I got a Facebook message from a friend the other day.
Friend: “Hey! Weird one. Thought you might understand. So there’s this girl, a really cool girl on Twitter, who I’m kind of obsessed with and I’ve just seen she’s unfollowed me. We have so much in common. We both work in journalism, live in a big city, into fashion, both have blogs. I’m gutted. Is it weird that I’m this gutted?”
Me: “Ouch. I mean that is never a nice feeling. I’ve definitely felt this before. Try not to take it personally though.”
Friend: “But I don’t get it. We used to have a few random exchanges back and forth all the time. I thought we got on.”
Me: “Is she a friend, though?’
Friend: “No. I mean, I’ve never met her IRL. I thought we were building up to a friendship maybe. God I sound desperate but I don’t mean it like that. Just that I think we’d get on. She lives in Brooklyn but I just really like her opinions on stuff. I would have loved to have maybe met up with her one day if I ever went over again to New York. She’s just one of my fave people to follow.”
Me: “Argh. It’s a tough one. I have no idea why she would unfollow you. But I mean, I would say that.”
Friend: “Maybe I tweet too much about my breakfast. Or I ranted too much about an airline company that fucked me over and lost my suitcase the other day.”
“Or maybe I’m too happy?”
Me: ” I doubt it’s that.”
Friend: “Or maybe I’m a complete and total dick.”

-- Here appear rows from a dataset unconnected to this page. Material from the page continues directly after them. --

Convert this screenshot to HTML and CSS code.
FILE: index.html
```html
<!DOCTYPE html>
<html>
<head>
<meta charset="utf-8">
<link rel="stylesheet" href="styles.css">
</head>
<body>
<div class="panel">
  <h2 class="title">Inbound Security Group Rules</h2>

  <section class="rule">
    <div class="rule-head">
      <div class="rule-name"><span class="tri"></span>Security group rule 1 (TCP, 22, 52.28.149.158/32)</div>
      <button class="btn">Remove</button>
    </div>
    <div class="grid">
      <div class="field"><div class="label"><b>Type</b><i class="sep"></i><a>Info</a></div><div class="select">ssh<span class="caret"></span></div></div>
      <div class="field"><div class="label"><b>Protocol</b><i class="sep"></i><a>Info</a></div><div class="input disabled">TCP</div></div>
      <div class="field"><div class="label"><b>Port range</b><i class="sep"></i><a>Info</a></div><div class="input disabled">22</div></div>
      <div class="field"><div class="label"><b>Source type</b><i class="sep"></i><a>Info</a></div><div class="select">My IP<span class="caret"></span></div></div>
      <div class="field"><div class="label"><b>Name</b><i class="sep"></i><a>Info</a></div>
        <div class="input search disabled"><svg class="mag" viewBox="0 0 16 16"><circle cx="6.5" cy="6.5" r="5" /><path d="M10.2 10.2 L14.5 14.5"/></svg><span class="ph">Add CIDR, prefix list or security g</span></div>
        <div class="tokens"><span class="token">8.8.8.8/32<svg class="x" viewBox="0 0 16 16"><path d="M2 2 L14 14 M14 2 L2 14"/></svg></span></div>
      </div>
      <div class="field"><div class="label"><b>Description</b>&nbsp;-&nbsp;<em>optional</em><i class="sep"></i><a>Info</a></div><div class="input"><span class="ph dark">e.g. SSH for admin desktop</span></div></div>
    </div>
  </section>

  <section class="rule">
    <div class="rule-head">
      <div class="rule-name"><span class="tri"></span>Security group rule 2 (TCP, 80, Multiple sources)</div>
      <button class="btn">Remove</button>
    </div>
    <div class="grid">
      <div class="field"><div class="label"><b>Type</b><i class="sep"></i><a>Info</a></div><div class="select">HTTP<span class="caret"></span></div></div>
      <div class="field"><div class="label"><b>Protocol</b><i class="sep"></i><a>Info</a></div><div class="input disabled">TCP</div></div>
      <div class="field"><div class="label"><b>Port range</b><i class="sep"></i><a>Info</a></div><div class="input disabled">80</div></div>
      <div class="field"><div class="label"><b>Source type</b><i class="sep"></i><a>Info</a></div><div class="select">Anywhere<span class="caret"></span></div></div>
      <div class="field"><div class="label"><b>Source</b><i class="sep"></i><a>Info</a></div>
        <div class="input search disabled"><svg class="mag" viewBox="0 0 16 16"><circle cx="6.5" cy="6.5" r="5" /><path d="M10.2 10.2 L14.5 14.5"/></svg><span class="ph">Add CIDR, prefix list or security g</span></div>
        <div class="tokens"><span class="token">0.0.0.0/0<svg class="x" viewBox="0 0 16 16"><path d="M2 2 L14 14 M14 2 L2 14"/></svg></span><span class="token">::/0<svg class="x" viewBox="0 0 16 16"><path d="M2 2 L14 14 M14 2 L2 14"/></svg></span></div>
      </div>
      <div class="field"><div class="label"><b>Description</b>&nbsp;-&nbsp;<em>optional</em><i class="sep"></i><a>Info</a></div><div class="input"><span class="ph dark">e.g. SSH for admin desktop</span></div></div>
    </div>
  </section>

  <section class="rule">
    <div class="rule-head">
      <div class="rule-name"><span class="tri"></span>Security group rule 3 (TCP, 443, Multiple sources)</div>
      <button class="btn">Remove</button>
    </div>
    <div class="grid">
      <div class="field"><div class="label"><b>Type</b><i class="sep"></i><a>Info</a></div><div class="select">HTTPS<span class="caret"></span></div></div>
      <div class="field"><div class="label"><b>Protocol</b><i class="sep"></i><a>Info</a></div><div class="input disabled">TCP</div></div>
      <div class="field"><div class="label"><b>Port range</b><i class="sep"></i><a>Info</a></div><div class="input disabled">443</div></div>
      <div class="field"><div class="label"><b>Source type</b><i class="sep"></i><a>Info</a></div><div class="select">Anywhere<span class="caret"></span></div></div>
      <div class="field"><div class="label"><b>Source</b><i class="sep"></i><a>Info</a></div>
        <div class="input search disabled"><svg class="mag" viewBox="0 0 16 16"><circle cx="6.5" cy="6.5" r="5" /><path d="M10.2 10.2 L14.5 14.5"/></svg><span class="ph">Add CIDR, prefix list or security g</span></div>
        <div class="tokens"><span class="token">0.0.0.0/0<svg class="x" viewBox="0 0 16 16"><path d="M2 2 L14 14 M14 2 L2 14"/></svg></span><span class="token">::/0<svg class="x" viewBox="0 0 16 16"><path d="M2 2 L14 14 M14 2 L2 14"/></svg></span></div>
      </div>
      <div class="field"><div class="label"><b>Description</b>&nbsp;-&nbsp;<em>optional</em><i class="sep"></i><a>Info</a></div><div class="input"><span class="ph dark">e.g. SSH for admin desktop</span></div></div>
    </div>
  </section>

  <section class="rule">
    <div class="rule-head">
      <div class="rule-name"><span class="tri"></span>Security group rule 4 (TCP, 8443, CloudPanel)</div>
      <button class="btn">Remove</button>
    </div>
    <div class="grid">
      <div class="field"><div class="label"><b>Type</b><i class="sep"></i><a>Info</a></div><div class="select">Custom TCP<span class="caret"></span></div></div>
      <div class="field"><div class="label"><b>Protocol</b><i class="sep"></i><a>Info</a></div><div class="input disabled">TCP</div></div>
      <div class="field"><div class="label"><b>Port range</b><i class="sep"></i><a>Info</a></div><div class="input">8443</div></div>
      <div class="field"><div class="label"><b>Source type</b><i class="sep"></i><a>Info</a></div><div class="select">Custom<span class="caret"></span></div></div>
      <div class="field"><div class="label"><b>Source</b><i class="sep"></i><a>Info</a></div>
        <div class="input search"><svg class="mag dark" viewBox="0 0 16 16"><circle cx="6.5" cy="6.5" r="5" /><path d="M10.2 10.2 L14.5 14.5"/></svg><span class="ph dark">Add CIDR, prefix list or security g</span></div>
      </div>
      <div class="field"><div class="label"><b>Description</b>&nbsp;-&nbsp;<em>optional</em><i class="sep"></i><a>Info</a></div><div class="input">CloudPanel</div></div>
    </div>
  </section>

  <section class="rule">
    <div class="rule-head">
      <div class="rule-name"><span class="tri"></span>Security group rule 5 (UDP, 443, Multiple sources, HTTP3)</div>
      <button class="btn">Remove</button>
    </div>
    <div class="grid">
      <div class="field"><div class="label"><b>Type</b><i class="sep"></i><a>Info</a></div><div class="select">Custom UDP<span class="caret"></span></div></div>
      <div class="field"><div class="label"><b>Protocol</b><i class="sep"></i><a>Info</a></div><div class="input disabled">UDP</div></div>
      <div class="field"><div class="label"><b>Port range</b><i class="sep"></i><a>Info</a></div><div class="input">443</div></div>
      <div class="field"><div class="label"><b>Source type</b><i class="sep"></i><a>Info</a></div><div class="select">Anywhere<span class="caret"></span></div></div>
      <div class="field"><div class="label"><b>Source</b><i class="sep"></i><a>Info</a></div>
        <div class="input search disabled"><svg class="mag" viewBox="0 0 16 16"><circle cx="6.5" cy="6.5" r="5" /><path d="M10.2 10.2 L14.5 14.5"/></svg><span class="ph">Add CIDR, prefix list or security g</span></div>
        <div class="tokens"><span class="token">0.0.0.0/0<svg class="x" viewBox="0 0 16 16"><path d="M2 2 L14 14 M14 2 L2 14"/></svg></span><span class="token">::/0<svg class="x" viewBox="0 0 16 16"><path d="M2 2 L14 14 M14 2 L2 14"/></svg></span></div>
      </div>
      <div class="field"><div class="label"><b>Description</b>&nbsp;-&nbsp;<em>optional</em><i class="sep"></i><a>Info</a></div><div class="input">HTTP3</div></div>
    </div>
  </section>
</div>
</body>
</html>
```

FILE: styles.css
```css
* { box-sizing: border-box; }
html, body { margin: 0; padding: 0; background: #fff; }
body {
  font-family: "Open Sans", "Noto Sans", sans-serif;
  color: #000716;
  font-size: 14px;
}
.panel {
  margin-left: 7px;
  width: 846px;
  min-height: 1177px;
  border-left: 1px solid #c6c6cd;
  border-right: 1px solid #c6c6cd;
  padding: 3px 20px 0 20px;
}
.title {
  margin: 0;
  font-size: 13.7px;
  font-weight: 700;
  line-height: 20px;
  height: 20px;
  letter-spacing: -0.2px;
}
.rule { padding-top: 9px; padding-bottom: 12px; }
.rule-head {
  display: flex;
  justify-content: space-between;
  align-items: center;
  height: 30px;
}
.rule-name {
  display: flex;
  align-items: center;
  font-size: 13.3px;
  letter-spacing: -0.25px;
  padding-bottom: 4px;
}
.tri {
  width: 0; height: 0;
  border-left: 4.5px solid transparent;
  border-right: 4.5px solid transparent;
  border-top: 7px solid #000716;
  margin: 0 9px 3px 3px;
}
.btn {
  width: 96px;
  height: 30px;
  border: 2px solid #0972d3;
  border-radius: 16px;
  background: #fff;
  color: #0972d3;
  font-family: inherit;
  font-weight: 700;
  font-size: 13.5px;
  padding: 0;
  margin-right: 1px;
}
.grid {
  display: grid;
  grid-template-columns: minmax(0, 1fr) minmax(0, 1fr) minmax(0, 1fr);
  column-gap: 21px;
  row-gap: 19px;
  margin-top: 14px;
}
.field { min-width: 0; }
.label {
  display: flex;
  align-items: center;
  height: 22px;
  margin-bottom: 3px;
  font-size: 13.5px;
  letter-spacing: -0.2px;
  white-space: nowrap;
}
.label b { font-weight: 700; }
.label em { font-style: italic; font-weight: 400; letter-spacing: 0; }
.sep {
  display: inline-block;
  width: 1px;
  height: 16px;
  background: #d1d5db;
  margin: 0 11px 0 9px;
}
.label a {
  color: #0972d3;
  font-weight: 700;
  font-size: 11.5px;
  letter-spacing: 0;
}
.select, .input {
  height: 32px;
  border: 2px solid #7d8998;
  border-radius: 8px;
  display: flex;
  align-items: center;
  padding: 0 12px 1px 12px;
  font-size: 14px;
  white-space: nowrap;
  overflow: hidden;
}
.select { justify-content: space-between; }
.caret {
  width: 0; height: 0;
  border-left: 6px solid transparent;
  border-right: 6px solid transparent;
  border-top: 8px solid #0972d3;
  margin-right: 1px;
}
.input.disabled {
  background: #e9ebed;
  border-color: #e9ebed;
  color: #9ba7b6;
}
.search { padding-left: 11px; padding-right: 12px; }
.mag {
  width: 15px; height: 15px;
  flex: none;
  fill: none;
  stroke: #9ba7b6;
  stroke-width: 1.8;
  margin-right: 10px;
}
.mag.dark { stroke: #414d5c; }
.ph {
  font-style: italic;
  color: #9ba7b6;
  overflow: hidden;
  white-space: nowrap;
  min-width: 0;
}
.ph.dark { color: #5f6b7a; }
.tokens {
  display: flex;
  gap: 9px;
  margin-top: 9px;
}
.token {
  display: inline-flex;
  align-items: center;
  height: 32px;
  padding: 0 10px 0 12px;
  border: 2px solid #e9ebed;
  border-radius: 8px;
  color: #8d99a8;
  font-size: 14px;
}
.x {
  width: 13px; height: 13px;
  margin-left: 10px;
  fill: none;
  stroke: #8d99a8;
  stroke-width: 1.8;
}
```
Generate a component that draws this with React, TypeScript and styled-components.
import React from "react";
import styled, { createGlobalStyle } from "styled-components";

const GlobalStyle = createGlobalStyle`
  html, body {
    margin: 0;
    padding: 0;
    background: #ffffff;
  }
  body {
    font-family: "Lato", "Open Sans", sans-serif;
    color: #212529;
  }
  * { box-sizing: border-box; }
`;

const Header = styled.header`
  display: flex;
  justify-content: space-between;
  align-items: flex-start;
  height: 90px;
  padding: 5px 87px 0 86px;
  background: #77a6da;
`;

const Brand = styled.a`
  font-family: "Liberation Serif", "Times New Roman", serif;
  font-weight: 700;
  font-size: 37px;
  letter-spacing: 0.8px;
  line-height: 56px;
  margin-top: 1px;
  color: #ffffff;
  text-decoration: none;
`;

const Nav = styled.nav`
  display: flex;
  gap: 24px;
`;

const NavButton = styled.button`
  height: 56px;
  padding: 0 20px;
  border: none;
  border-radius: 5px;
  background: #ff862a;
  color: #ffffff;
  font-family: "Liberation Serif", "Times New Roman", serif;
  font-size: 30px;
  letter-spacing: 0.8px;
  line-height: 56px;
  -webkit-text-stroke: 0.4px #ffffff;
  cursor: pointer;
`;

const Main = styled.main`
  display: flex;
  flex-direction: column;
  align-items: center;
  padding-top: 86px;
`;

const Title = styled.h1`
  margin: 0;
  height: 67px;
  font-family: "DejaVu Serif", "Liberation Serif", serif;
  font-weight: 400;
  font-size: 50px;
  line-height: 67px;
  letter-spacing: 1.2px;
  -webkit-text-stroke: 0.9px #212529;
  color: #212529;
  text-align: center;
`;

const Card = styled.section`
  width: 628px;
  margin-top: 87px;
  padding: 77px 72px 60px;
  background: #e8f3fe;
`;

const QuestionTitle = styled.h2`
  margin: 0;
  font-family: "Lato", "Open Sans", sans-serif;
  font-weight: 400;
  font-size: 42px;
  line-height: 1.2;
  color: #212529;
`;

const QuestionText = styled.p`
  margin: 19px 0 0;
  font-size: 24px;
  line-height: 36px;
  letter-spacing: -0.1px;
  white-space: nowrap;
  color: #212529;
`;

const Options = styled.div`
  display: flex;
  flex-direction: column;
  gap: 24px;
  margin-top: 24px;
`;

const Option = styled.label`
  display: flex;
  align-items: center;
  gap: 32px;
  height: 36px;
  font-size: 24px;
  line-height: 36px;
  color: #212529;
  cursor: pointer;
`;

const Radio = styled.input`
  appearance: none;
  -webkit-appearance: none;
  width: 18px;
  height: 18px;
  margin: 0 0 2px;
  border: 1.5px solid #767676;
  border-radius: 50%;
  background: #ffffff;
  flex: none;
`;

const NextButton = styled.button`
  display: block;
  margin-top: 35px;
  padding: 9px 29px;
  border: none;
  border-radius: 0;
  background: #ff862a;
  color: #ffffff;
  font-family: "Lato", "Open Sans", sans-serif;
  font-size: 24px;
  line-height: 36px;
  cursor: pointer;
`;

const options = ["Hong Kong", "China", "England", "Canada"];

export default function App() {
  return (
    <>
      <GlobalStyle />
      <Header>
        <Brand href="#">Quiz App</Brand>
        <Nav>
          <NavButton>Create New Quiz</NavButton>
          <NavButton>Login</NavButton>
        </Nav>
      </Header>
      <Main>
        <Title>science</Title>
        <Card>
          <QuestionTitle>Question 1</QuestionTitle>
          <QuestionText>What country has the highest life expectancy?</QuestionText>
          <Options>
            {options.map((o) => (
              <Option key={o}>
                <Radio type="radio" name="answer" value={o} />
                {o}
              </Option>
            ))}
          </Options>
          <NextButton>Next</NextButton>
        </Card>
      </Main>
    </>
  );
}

I found this whole conversation so interesting. I too used to sweat over the smallest of social actions. Especially an “unfollow” from someone I respected; I’d brainstorm privately all the probable reasons they might have gone off me. Am I too self-absorbed? Too opinionated? Too much self-promotion? Is it because I tweeted a First World Problem? It’s so easy to conjure up all the insecurities laying dormant in your mind. I once had that app that tells you who unfollows you on Instagram. Needless to say, it was the worst decision. I started caring if someone I would never ever meet decided they didn’t want to see my holiday snaps.
This tiny-action-that-suddenly-spiralled-into-self-hatred so easily reminded me of so many times I’ve been “ghosted”. I think “someone unfollowing you randomly on Twitter one day” can be classified as ghosting or at least Twitter-Ghosting. On Urban Dictionary “Ghosting” means: 1.) The act of disappearing on your friends without notice. 2.) Cancelling plans with little or no notice.
After being ghosted I never normally have the balls to ask why. The silver lining though, as I’ve written about before, is I do genuinely see this as an organic cleansing of your social networks. People unfollowing you occasionally means that the people that do follow you are generally interested. That’s why I love crafting my newsletter with time and love and effort: because people have subscribed to it. Because they want to follow and read it.
I texted her again a few days later.
Me: “I was thinking about what you were saying about that girl who unfollowed you. Maybe it’s just an organic clearing of people who aren’t worth worrying about. It’s their decision and you can’t make people like you.”
Friend: “Oh, actually. Lol I forgot to tell you. I realised the other day my phone wasn’t loading properly and she is actually still following me. False alarm!”
Me: “Oh. Ha ha.”
Friend: “Sorry for going a bit nutso. I was freaking out that I’d done something.”
I thought about this some more. Isn’t it odd how we can sometimes care so much about people who aren’t in our immediate circles, who don’t have any really impact on daily life, who most of time we may never really see much of in real life? It’s virtual. Richard Osman tweeted this recently and I found it interesting: “Twitter is what your psyche makes it, you know that. It will adapt to whatever shape you fear most. It’s illusory.”
This little conversation reminded me of how I felt last year. I too would pause and think “what have I done?” instead of “oh, okay” if someone Internet-Ghosted me. I was surprised my friend cared so much about someone she had never met but I could also totally relate to this sort of perpetual social anxiety.
But really: I’ve realised, in time, that I’d really rather someone unfollow me than stay there just out of politeness or for no reason.
I am unfollowing people I don’t want to take with me into 2016 — and that means accepting that others might do the same.